**Given task**
Leave every picture out and write out the records below exactly.

[Records with interface code]

== == ==

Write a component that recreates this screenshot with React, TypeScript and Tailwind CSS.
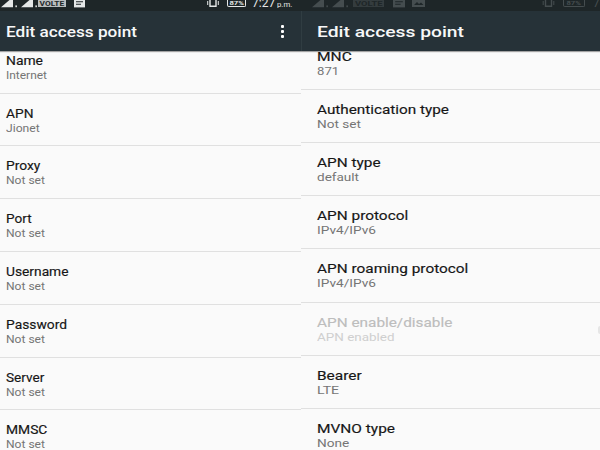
import { useLayoutEffect, useRef, useState } from "react";

type Item = { title: string; tw: number; sub: string; sw: number; disabled?: boolean };

const left: Item[] = [
  { title: "Name", tw: 37, sub: "Internet", sw: 41 },
  { title: "APN", tw: 27.5, sub: "Jionet", sw: 33.5 },
  { title: "Proxy", tw: 34.5, sub: "Not set", sw: 39 },
  { title: "Port", tw: 26, sub: "Not set", sw: 39 },
  { title: "Username", tw: 62, sub: "Not set", sw: 39 },
  { title: "Password", tw: 61, sub: "Not set", sw: 39 },
  { title: "Server", tw: 38.5, sub: "Not set", sw: 39 },
  { title: "MMSC", tw: 41.5, sub: "Not set", sw: 39 },
];

const right: Item[] = [
  { title: "MNC", tw: 35, sub: "871", sw: 22.5 },
  { title: "Authentication type", tw: 132.5, sub: "Not set", sw: 44 },
  { title: "APN type", tw: 64, sub: "default", sw: 42.5 },
  { title: "APN protocol", tw: 91, sub: "IPv4/IPv6", sw: 58.5 },
  { title: "APN roaming protocol", tw: 151, sub: "IPv4/IPv6", sw: 58.5 },
  { title: "APN enable/disable", tw: 135.5, sub: "APN enabled", sw: 78, disabled: true },
  { title: "Bearer", tw: 45, sub: "LTE", sw: 21.5 },
  { title: "MVNO type", tw: 78.5, sub: "None", sw: 32.5 },
];

// Stretches a line of text horizontally to the given width.
function Wide({ text, width, className }: { text: string; width: number; className: string }) {
  const ref = useRef<HTMLSpanElement>(null);
  const [scale, setScale] = useState(1);
  useLayoutEffect(() => {
    if (ref.current) setScale(width / ref.current.offsetWidth);
  }, [width]);
  return (
    <span ref={ref} className={`block w-max origin-left whitespace-nowrap ${className}`} style={{ transform: `scaleX(${scale})` }}>
      {text}
    </span>
  );
}

function Signal() {
  return (
    <svg className="h-[10px] w-[17px] shrink-0" viewBox="0 0 17 10">
      <path d="M0 7.2L12 -3V7.2Z" fill="currentColor" />
      <rect x="14.4" y="5.4" width="1.5" height="1.8" fill="currentColor" />
    </svg>
  );
}

function StatusBar({ dim }: { dim?: boolean }) {
  return (
    <div className={`flex h-[11px] shrink-0 items-start overflow-hidden bg-[#1e2628] ${dim ? "pl-[11px] text-[#454d4f]" : "pl-px text-[#e4e7e7]"}`}>
      <Signal />
      <div className="w-[3px] shrink-0" />
      <Signal />
      <div className={`flex h-[7px] shrink-0 items-center justify-center overflow-hidden ${dim ? "ml-[4px] w-[31px] bg-[#343c3e] text-[#1e2628]" : "w-[28px] bg-[#b9bdbd] text-[#1e2628]"}`}>
        <Wide text="VOLTE" width={dim ? 28 : 25} className="origin-center! text-[8px] leading-[7px] font-bold" />
      </div>
      <svg className={`h-[8px] shrink-0 ${dim ? "ml-[9px] w-[12px]" : "ml-[8px] w-[11px]"}`} viewBox="0 0 11 8" preserveAspectRatio="none">
        <path d="M0 0H11V7.4H0Z" fill="currentColor" />
        <path d="M2 1.8H9M2 4.2H7" stroke="#1e2628" strokeWidth="1.1" />
      </svg>
      {dim && (
        <svg className="ml-[7px] h-[8px] w-[13px] shrink-0" viewBox="0 0 13 8">
          <path d="M0 0H13V7H0Z" fill="currentColor" />
          <path d="M2 5L5 2L7 4L9 2.5L11.5 5Z" fill="#1e2628" />
        </svg>
      )}
      <svg className={`h-[8px] shrink-0 ${dim ? "ml-[117px] w-[13px]" : "ml-[122px] w-[12px]"}`} viewBox="0 0 12 8" fill="none" stroke="currentColor">
        <path d="M3 -2V6.3H9V-2" strokeWidth="1.4" />
        <path d="M.7 1V5M11.3 1V5" />
      </svg>
      <div className={`flex h-[7px] shrink-0 items-center justify-center rounded-b-[2px] border border-t-0 border-current ${dim ? "ml-[8px] w-[22px]" : "ml-[8px] w-[19px]"}`}>
        <Wide text="87%" width={14} className="origin-center! text-[6px] leading-[6px] font-bold" />
      </div>
      <div className={`-mt-[4px] w-[24px] shrink-0 ${dim ? "ml-[8px]" : "ml-[6px]"}`}>
        <Wide text="7:27" width={23} className="text-[12px] leading-[14px]" />
      </div>
      <div className="ml-px shrink-0">
        <Wide text="p.m." width={15.5} className="text-[8px] leading-[9px]" />
      </div>
    </div>
  );
}

function Row({ item, wide }: { item: Item; wide?: boolean }) {
  const title = item.disabled ? "text-[#bdbdbd]" : "text-[#161616]";
  const sub = item.disabled ? "text-[#cfcfcf]" : "text-[#757575]";
  return (
    <div className={`shrink-0 border-b border-[#e0e0e0] ${wide ? "h-[53.15px] pt-[13px] pl-[15.5px]" : "h-[52.8px] pt-[13px] pl-1.5"}`}>
      <Wide text={item.title} width={item.tw} className={`text-[12px] leading-[15px] font-[450] [-webkit-text-stroke:0.15px_currentColor] ${title}`} />
      <div className="flex items-center justify-between">
        <Wide text={item.sub} width={item.sw} className={`text-[10.5px] leading-[14px] ${sub}`} />
        {item.disabled && <div className="-mt-4 h-2 w-[2px] rounded-l-full bg-[#e6e6e6]" />}
      </div>
    </div>
  );
}

function Header({ wide }: { wide?: boolean }) {
  return (
    <div className={`z-10 flex h-10 shrink-0 items-center justify-between bg-[#263238] pt-px shadow-[0_1px_1px_rgba(0,0,0,0.35)] ${wide ? "border-l border-[#303d42] pl-[14.5px]" : "pl-1.5"}`}>
      <Wide text="Edit access point" width={wide ? 146.5 : 130.5} className="text-[15px] leading-[20px] font-medium text-[#f7f8f8]" />
      {!wide && (
        <div className="mr-[17px] flex flex-col gap-[2px]">
          <div className="h-[3px] w-[3px] rounded-[1px] bg-white" />
          <div className="h-[3px] w-[3px] rounded-[1px] bg-white" />
          <div className="h-[3px] w-[3px] rounded-[1px] bg-white" />
        </div>
      )}
    </div>
  );
}

export default function App() {
  return (
    <div className="flex h-[450px] w-[600px] overflow-hidden bg-[#fafafa] font-[Roboto,sans-serif]">
      <div className="flex w-[301px] shrink-0 flex-col overflow-hidden">
        <StatusBar />
        <Header />
        <div className="-mt-[10.2px] flex flex-col">
          {left.map((item) => (
            <Row key={item.title} item={item} />
          ))}
        </div>
      </div>
      <div className="flex w-[299px] shrink-0 flex-col overflow-hidden">
        <StatusBar dim />
        <Header wide />
        <div className="-mt-[14.1px] flex flex-col">
          {right.map((item) => (
            <Row key={item.title} item={item} wide />
          ))}
        </div>
      </div>
    </div>
  );
}
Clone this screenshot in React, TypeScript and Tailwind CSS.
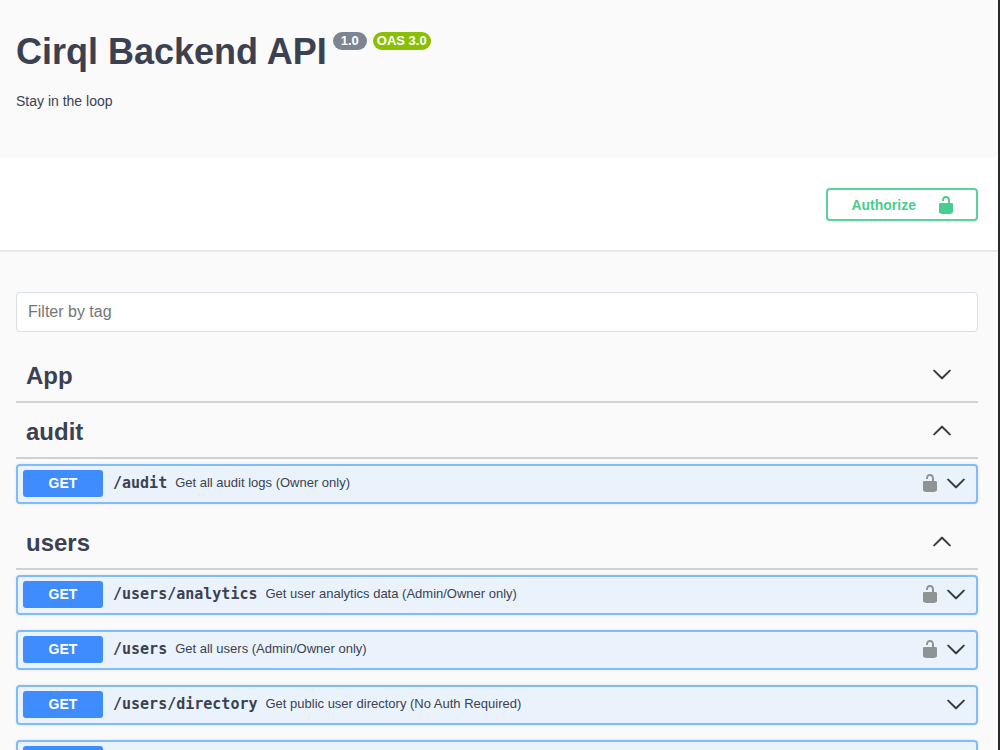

== == ==

**Output**
Write a component that recreates this screenshot with React, TypeScript and Tailwind CSS.
import { useLayoutEffect, useRef, useState } from "react";

type Item = { title: string; tw: number; sub: string; sw: number; disabled?: boolean };

const left: Item[] = [
  { title: "Name", tw: 37, sub: "Internet", sw: 41 },
  { title: "APN", tw: 27.5, sub: "Jionet", sw: 33.5 },
  { title: "Proxy", tw: 34.5, sub: "Not set", sw: 39 },
  { title: "Port", tw: 26, sub: "Not set", sw: 39 },
  { title: "Username", tw: 62, sub: "Not set", sw: 39 },
  { title: "Password", tw: 61, sub: "Not set", sw: 39 },
  { title: "Server", tw: 38.5, sub: "Not set", sw: 39 },
  { title: "MMSC", tw: 41.5, sub: "Not set", sw: 39 },
];

const right: Item[] = [
  { title: "MNC", tw: 35, sub: "871", sw: 22.5 },
  { title: "Authentication type", tw: 132.5, sub: "Not set", sw: 44 },
  { title: "APN type", tw: 64, sub: "default", sw: 42.5 },
  { title: "APN protocol", tw: 91, sub: "IPv4/IPv6", sw: 58.5 },
  { title: "APN roaming protocol", tw: 151, sub: "IPv4/IPv6", sw: 58.5 },
  { title: "APN enable/disable", tw: 135.5, sub: "APN enabled", sw: 78, disabled: true },
  { title: "Bearer", tw: 45, sub: "LTE", sw: 21.5 },
  { title: "MVNO type", tw: 78.5, sub: "None", sw: 32.5 },
];

// Stretches a line of text horizontally to the given width.
function Wide({ text, width, className }: { text: string; width: number; className: string }) {
  const ref = useRef<HTMLSpanElement>(null);
  const [scale, setScale] = useState(1);
  useLayoutEffect(() => {
    if (ref.current) setScale(width / ref.current.offsetWidth);
  }, [width]);
  return (
    <span ref={ref} className={`block w-max origin-left whitespace-nowrap ${className}`} style={{ transform: `scaleX(${scale})` }}>
      {text}
    </span>
  );
}

function Signal() {
  return (
    <svg className="h-[10px] w-[17px] shrink-0" viewBox="0 0 17 10">
      <path d="M0 7.2L12 -3V7.2Z" fill="currentColor" />
      <rect x="14.4" y="5.4" width="1.5" height="1.8" fill="currentColor" />
    </svg>
  );
}

function StatusBar({ dim }: { dim?: boolean }) {
  return (
    <div className={`flex h-[11px] shrink-0 items-start overflow-hidden bg-[#1e2628] ${dim ? "pl-[11px] text-[#454d4f]" : "pl-px text-[#e4e7e7]"}`}>
      <Signal />
      <div className="w-[3px] shrink-0" />
      <Signal />
      <div className={`flex h-[7px] shrink-0 items-center justify-center overflow-hidden ${dim ? "ml-[4px] w-[31px] bg-[#343c3e] text-[#1e2628]" : "w-[28px] bg-[#b9bdbd] text-[#1e2628]"}`}>
        <Wide text="VOLTE" width={dim ? 28 : 25} className="origin-center! text-[8px] leading-[7px] font-bold" />
      </div>
      <svg className={`h-[8px] shrink-0 ${dim ? "ml-[9px] w-[12px]" : "ml-[8px] w-[11px]"}`} viewBox="0 0 11 8" preserveAspectRatio="none">
        <path d="M0 0H11V7.4H0Z" fill="currentColor" />
        <path d="M2 1.8H9M2 4.2H7" stroke="#1e2628" strokeWidth="1.1" />
      </svg>
      {dim && (
        <svg className="ml-[7px] h-[8px] w-[13px] shrink-0" viewBox="0 0 13 8">
          <path d="M0 0H13V7H0Z" fill="currentColor" />
          <path d="M2 5L5 2L7 4L9 2.5L11.5 5Z" fill="#1e2628" />
        </svg>
      )}
      <svg className={`h-[8px] shrink-0 ${dim ? "ml-[117px] w-[13px]" : "ml-[122px] w-[12px]"}`} viewBox="0 0 12 8" fill="none" stroke="currentColor">
        <path d="M3 -2V6.3H9V-2" strokeWidth="1.4" />
        <path d="M.7 1V5M11.3 1V5" />
      </svg>
      <div className={`flex h-[7px] shrink-0 items-center justify-center rounded-b-[2px] border border-t-0 border-current ${dim ? "ml-[8px] w-[22px]" : "ml-[8px] w-[19px]"}`}>
        <Wide text="87%" width={14} className="origin-center! text-[6px] leading-[6px] font-bold" />
      </div>
      <div className={`-mt-[4px] w-[24px] shrink-0 ${dim ? "ml-[8px]" : "ml-[6px]"}`}>
        <Wide text="7:27" width={23} className="text-[12px] leading-[14px]" />
      </div>
      <div className="ml-px shrink-0">
        <Wide text="p.m." width={15.5} className="text-[8px] leading-[9px]" />
      </div>
    </div>
  );
}

function Row({ item, wide }: { item: Item; wide?: boolean }) {
  const title = item.disabled ? "text-[#bdbdbd]" : "text-[#161616]";
  const sub = item.disabled ? "text-[#cfcfcf]" : "text-[#757575]";
  return (
    <div className={`shrink-0 border-b border-[#e0e0e0] ${wide ? "h-[53.15px] pt-[13px] pl-[15.5px]" : "h-[52.8px] pt-[13px] pl-1.5"}`}>
      <Wide text={item.title} width={item.tw} className={`text-[12px] leading-[15px] font-[450] [-webkit-text-stroke:0.15px_currentColor] ${title}`} />
      <div className="flex items-center justify-between">
        <Wide text={item.sub} width={item.sw} className={`text-[10.5px] leading-[14px] ${sub}`} />
        {item.disabled && <div className="-mt-4 h-2 w-[2px] rounded-l-full bg-[#e6e6e6]" />}
      </div>
    </div>
  );
}

function Header({ wide }: { wide?: boolean }) {
  return (
    <div className={`z-10 flex h-10 shrink-0 items-center justify-between bg-[#263238] pt-px shadow-[0_1px_1px_rgba(0,0,0,0.35)] ${wide ? "border-l border-[#303d42] pl-[14.5px]" : "pl-1.5"}`}>
      <Wide text="Edit access point" width={wide ? 146.5 : 130.5} className="text-[15px] leading-[20px] font-medium text-[#f7f8f8]" />
      {!wide && (
        <div className="mr-[17px] flex flex-col gap-[2px]">
          <div className="h-[3px] w-[3px] rounded-[1px] bg-white" />
          <div className="h-[3px] w-[3px] rounded-[1px] bg-white" />
          <div className="h-[3px] w-[3px] rounded-[1px] bg-white" />
        </div>
      )}
    </div>
  );
}

export default function App() {
  return (
    <div className="flex h-[450px] w-[600px] overflow-hidden bg-[#fafafa] font-[Roboto,sans-serif]">
      <div className="flex w-[301px] shrink-0 flex-col overflow-hidden">
        <StatusBar />
        <Header />
        <div className="-mt-[10.2px] flex flex-col">
          {left.map((item) => (
            <Row key={item.title} item={item} />
          ))}
        </div>
      </div>
      <div className="flex w-[299px] shrink-0 flex-col overflow-hidden">
        <StatusBar dim />
        <Header wide />
        <div className="-mt-[14.1px] flex flex-col">
          {right.map((item) => (
            <Row key={item.title} item={item} wide />
          ))}
        </div>
      </div>
    </div>
  );
}
Clone this screenshot in React, TypeScript and Tailwind CSS.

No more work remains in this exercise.